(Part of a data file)
* BEGIN *
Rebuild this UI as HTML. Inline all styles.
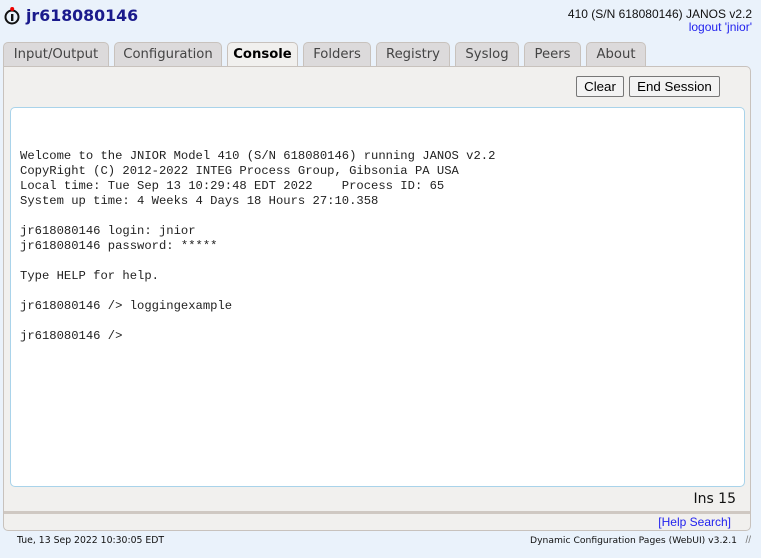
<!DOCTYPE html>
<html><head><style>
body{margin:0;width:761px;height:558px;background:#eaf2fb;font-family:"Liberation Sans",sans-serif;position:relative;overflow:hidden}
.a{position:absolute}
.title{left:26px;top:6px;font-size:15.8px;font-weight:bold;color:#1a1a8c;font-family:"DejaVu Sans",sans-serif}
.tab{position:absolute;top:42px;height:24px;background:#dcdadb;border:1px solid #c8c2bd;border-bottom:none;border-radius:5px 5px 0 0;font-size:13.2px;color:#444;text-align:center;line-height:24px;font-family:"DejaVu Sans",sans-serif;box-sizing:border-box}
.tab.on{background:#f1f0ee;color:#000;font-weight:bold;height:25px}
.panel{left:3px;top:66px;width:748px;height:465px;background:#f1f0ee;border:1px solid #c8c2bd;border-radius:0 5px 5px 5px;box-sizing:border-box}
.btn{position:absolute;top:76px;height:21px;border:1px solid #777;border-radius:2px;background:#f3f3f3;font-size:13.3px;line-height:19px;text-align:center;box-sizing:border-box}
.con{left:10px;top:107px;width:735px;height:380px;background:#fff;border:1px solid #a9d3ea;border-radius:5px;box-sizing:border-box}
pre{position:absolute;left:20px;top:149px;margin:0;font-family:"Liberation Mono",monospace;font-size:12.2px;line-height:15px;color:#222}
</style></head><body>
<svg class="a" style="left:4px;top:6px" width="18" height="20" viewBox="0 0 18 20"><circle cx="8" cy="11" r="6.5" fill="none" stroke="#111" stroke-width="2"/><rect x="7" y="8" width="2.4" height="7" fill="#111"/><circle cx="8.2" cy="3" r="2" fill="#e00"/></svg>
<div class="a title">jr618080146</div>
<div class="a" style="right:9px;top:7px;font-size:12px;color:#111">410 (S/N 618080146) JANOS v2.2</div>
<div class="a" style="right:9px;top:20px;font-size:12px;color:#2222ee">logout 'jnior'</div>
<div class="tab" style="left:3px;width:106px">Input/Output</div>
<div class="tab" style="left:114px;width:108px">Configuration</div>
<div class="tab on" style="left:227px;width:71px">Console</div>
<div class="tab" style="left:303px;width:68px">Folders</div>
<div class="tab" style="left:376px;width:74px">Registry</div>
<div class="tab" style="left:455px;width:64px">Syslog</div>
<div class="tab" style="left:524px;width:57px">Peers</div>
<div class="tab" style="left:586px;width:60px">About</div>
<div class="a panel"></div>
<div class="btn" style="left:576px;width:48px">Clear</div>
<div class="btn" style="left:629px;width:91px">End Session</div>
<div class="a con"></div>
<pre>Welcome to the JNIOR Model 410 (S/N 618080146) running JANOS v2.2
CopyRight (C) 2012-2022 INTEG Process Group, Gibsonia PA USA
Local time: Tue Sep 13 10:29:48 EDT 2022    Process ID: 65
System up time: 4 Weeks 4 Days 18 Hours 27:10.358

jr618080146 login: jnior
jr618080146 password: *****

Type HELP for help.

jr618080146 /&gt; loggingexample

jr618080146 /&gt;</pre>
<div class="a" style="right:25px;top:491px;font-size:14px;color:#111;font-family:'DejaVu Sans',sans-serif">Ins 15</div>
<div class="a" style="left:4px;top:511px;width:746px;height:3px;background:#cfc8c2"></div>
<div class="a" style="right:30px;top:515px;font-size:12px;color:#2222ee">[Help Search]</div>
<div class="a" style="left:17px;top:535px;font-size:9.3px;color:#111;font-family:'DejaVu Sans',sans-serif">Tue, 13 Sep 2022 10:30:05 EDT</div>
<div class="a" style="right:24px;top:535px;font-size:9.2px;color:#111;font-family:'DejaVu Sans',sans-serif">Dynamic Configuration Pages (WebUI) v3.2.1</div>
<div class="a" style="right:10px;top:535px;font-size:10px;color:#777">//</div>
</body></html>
* END *
* BEGIN *
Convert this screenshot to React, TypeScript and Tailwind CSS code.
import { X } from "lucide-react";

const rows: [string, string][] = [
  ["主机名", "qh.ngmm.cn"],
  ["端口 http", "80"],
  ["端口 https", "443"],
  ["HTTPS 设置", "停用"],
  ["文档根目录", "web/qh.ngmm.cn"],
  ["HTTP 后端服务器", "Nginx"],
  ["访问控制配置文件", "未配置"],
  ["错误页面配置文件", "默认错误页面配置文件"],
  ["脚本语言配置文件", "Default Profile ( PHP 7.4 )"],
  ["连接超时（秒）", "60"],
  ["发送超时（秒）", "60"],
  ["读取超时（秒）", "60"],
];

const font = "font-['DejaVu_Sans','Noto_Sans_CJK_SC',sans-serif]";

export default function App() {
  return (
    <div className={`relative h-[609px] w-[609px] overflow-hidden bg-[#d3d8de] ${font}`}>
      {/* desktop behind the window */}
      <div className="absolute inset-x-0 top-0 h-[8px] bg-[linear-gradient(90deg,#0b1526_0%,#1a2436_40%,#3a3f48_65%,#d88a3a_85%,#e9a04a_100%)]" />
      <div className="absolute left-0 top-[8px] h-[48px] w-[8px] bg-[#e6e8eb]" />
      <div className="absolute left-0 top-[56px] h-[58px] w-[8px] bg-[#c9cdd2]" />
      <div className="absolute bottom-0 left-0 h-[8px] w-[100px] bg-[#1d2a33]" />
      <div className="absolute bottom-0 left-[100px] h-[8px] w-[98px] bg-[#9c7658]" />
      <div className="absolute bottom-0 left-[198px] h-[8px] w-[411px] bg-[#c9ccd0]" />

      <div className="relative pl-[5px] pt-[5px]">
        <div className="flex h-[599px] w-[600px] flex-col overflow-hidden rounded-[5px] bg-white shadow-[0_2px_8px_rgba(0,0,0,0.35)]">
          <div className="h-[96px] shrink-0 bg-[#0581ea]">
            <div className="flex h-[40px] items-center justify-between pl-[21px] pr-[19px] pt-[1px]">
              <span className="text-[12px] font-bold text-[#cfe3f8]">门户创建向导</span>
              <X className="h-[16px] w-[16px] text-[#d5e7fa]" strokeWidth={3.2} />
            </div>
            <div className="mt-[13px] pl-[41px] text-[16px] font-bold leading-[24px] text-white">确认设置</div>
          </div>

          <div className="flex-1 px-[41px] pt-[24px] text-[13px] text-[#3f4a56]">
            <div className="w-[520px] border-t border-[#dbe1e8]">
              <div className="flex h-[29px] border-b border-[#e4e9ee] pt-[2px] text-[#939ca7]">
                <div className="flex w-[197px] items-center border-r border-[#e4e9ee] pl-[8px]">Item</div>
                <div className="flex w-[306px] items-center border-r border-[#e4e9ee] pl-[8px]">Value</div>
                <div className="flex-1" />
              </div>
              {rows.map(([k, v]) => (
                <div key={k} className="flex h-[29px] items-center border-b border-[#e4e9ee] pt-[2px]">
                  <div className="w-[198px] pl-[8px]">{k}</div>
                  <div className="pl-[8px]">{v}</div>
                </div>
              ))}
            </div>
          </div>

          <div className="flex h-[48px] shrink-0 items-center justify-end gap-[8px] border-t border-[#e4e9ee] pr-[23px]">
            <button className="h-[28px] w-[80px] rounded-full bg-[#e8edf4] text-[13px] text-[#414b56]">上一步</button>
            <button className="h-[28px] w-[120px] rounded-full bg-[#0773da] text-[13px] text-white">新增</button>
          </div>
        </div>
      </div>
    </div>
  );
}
* END *
* BEGIN *
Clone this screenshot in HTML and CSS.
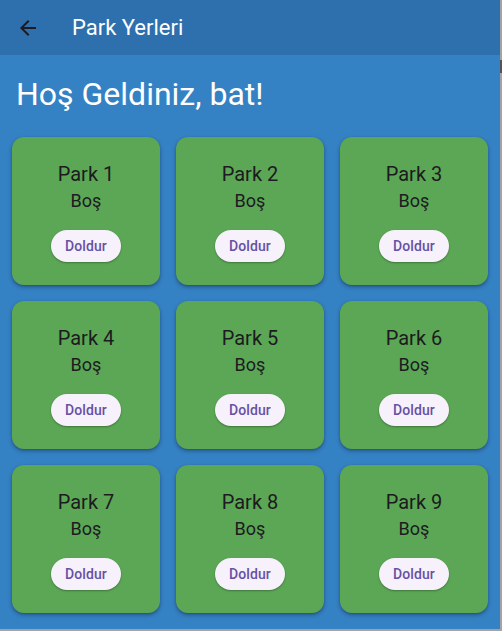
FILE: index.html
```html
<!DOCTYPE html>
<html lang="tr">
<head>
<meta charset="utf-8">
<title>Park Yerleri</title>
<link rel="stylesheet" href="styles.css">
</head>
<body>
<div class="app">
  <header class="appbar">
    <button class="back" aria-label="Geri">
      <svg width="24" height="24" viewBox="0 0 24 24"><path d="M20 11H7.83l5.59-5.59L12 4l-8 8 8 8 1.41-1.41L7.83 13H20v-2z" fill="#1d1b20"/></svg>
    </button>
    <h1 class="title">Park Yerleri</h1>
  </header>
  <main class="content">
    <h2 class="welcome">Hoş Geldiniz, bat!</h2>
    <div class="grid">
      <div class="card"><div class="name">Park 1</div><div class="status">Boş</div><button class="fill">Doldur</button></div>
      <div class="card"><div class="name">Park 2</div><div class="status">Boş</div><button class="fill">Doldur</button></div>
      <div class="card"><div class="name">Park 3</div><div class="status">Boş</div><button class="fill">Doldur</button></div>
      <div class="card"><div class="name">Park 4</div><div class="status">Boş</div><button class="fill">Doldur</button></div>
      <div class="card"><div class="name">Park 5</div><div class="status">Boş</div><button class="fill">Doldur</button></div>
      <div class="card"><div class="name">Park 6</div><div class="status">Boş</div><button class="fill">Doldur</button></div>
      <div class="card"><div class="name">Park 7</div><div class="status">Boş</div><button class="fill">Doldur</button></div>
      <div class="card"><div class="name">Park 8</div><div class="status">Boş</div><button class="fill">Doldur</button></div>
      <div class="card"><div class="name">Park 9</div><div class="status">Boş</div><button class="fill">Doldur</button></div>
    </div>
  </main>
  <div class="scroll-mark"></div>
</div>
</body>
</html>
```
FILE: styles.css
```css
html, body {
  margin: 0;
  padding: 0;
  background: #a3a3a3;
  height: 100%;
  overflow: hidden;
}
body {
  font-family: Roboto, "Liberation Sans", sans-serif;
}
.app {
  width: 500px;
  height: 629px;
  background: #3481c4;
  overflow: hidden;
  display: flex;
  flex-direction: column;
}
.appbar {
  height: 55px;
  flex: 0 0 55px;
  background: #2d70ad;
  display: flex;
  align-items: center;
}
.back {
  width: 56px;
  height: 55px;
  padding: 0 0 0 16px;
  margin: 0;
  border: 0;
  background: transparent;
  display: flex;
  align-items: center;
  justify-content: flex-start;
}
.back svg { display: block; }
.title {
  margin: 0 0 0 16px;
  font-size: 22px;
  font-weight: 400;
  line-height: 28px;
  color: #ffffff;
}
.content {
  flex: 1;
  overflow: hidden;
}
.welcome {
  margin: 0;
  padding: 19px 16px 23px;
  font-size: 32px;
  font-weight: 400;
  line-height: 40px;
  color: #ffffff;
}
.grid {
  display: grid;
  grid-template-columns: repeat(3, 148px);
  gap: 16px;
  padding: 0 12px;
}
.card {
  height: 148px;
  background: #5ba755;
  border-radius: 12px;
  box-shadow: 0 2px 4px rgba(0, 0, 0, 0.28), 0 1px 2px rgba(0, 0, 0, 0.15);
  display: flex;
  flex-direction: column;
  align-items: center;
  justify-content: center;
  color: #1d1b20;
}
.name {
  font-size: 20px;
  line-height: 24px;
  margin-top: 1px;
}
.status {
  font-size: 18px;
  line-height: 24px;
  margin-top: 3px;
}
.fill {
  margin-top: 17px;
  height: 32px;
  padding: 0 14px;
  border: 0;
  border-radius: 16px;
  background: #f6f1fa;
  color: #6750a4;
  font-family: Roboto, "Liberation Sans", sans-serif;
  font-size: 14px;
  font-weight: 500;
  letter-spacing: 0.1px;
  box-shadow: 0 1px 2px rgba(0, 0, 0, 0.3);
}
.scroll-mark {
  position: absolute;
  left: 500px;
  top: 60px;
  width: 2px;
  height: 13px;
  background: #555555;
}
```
* END *
> [Problem to work on] Lines from the records above that hold "this" are the ones to list.

> [Solution below]
Rebuild this UI as HTML. Inline all styles.
Convert this screenshot to React, TypeScript and Tailwind CSS code.
Clone this screenshot in HTML and CSS.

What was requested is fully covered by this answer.